From: MURATA Makoto <murata@apsdc.ksp.fujixerox.co.jp>
Date: Thu, 06 May 1999 16:47:35 +0900
To: ietf-charsets@iana.org
Message-id: <199905060747.AA00397@archlute.apsdc.ksp.fujixerox.co.jp>

Paul Hoffman / IMC wrote:
> However, please do read the draft and 
> let us know if you think it is ready (or almost ready) to be sent off for 
> RFChood.

I think it is almost ready, but I have a nit.

>4.3 Interpreting text labelled as UTF-16
>
>Text labelled with the "UTF-16" charset might be serialized in either
>big-endian or little-endian order. If the first two octets of the text
>is 0xFE followed by 0xFF, then the text can be interpreted as being
>big-endian. If the first two octets of the text is 0xFF followed by
>0xFE, then the text can be interpreted as being little-endian. ...
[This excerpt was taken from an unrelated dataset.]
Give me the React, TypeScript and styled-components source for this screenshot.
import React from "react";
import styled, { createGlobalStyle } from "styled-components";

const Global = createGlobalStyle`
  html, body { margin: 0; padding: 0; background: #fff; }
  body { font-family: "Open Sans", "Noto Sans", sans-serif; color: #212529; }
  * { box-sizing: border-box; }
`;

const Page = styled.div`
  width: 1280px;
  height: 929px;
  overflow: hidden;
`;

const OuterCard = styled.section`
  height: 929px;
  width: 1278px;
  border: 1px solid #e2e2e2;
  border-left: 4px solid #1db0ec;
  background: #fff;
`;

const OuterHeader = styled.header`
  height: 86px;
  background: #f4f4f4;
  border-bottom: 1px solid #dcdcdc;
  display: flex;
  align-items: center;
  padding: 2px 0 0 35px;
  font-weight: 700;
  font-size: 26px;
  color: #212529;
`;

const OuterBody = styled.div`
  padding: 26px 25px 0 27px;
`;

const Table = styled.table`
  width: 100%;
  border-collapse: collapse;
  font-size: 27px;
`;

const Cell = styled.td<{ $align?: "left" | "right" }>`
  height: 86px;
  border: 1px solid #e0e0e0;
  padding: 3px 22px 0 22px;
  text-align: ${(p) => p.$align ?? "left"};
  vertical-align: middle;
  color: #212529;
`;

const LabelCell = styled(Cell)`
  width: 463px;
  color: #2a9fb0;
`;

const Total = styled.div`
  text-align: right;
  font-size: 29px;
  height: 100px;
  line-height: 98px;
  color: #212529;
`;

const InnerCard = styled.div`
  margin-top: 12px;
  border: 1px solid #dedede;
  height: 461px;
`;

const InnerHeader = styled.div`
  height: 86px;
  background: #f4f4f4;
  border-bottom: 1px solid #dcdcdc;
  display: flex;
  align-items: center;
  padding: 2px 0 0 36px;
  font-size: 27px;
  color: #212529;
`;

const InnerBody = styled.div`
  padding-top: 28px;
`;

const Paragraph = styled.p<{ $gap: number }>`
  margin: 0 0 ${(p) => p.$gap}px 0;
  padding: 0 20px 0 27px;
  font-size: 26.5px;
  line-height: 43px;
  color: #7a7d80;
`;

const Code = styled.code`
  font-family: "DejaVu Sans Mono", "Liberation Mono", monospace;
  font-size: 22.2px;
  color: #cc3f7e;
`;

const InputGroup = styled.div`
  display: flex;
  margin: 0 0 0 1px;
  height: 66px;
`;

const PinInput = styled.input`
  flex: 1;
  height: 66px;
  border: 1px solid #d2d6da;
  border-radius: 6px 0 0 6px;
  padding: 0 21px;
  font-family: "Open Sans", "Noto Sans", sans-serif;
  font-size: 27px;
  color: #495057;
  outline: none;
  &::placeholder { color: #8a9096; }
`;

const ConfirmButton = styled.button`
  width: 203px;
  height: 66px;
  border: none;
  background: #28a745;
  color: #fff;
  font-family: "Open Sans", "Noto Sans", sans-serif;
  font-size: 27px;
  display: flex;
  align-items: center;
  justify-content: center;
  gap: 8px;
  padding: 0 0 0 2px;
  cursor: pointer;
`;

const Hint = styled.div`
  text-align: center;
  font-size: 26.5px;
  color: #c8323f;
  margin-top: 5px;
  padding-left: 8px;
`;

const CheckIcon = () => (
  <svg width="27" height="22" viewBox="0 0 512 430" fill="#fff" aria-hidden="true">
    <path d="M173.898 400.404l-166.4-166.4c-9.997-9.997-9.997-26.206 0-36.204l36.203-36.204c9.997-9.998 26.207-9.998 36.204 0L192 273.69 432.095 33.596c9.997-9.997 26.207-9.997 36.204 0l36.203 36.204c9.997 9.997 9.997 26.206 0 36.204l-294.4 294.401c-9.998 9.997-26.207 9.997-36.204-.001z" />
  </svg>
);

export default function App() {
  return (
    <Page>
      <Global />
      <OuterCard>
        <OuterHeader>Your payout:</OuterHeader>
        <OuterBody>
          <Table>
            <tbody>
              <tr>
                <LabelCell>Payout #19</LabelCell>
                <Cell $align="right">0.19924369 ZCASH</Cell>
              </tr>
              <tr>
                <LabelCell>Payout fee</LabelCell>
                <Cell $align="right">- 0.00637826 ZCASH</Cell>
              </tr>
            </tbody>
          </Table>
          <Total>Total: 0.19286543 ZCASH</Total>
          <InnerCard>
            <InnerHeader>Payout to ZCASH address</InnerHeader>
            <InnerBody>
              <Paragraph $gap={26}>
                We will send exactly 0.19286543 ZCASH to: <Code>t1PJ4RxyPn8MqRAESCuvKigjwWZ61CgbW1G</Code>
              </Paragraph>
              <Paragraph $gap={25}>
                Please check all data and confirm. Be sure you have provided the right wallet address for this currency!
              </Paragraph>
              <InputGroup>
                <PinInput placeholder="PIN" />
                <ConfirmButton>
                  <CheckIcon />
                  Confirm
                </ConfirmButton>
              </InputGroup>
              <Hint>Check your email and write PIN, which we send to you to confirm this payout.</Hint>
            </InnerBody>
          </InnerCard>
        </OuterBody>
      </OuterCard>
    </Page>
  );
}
I think that leading 0xFE 0xFF or 0xFF 0xFE in this case (charset = "utf-16") is 
always a byte order mark and is not a zero-width non-break space.  I would like 
to make this explicit, since "the character 0xFEFF in the first
position of a stream MAY be interpreted as a zero-width non-breaking
space, and is not always a byte-order mark." (in 3.2).

Cheers,

Makoto

Fuji Xerox Information Systems

Tel: +81-44-812-7230   Fax: +81-44-812-7231
E-mail: murata@apsdc.ksp.fujixerox.co.jp

Received on Thursday, 6 May 1999 03:49:06 UTC